But the problem is when I start to set the list widget's selected items, it is going to emit itemSelectionChanged signal and my onSelectionChanged slot will be called. Then the slot will emit System's SelectionChanged signal and then OnSystemSelectionChanged will be called too. It will stop through sender parameter but there is no method for setting list widget's selected items at once.

How can I figure this problem out.

I hope I did explain my problem well. Thanks in advance.

Edit: Spelling and grammer errors are corrected.

Answer 1

There are a few ways of dealing with this in Qt.

Idioms

1. Use multiple views with one underlying model. This handles propagation of changes to multiple view controls automatically and you don't need to do anything extra. You can use QDataWidgetMapper to link "plain old" widgets to the data elements in a model. I'd say that this should be the preferred way of doing things. Having an underlying model for all of your UI is a step in the direction of good software design anyway.

2. When propagating changes between data models, implement both a DisplayRole and an EditRole. The views will nominally modify the models using one of the roles (say, the EditRole), while you can, programmatically, modify the models using the other role (say, the DisplayRole).
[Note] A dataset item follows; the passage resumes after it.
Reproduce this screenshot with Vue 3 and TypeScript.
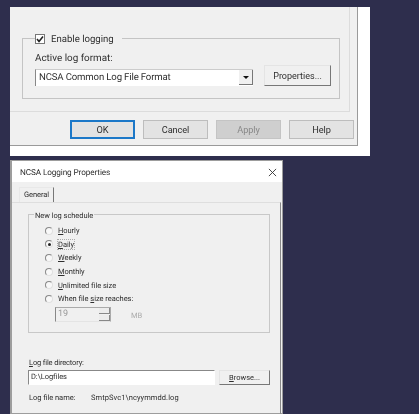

You handle the dataChanged signals from the model in your own slot, properly dealing with the roles, and call setData on the other models with the other role. This prevents the loops.

3. For controls that are not QAbstractItemViews, implement two signals: one emitted on any change, another one emitted only on changes based on keyboard/mouse input. This is the interface exposed by QAbstractButton, for example: the toggled(bool) signal is the former, the clicked() is the latter. You then only connect to the input-based signals.

   Your own code must propagate programmatic changes to all the interlinked controls, since changing one control from your code won't modify the others. This should not be a problem, since well designed code should encapsulate the implementation details of UI controls from rest of the code. Your dialog/window class will thus expose its properties in a way that's not coupled to the number of controls showing a particular property.

Hackish Let's-Hope-They-Won't-Become Idioms

1. Use a flag inhibiting signal emission (Bartosz's answer).

2. Break the signal/slot connections for the duration of the change (Bartosz's answer).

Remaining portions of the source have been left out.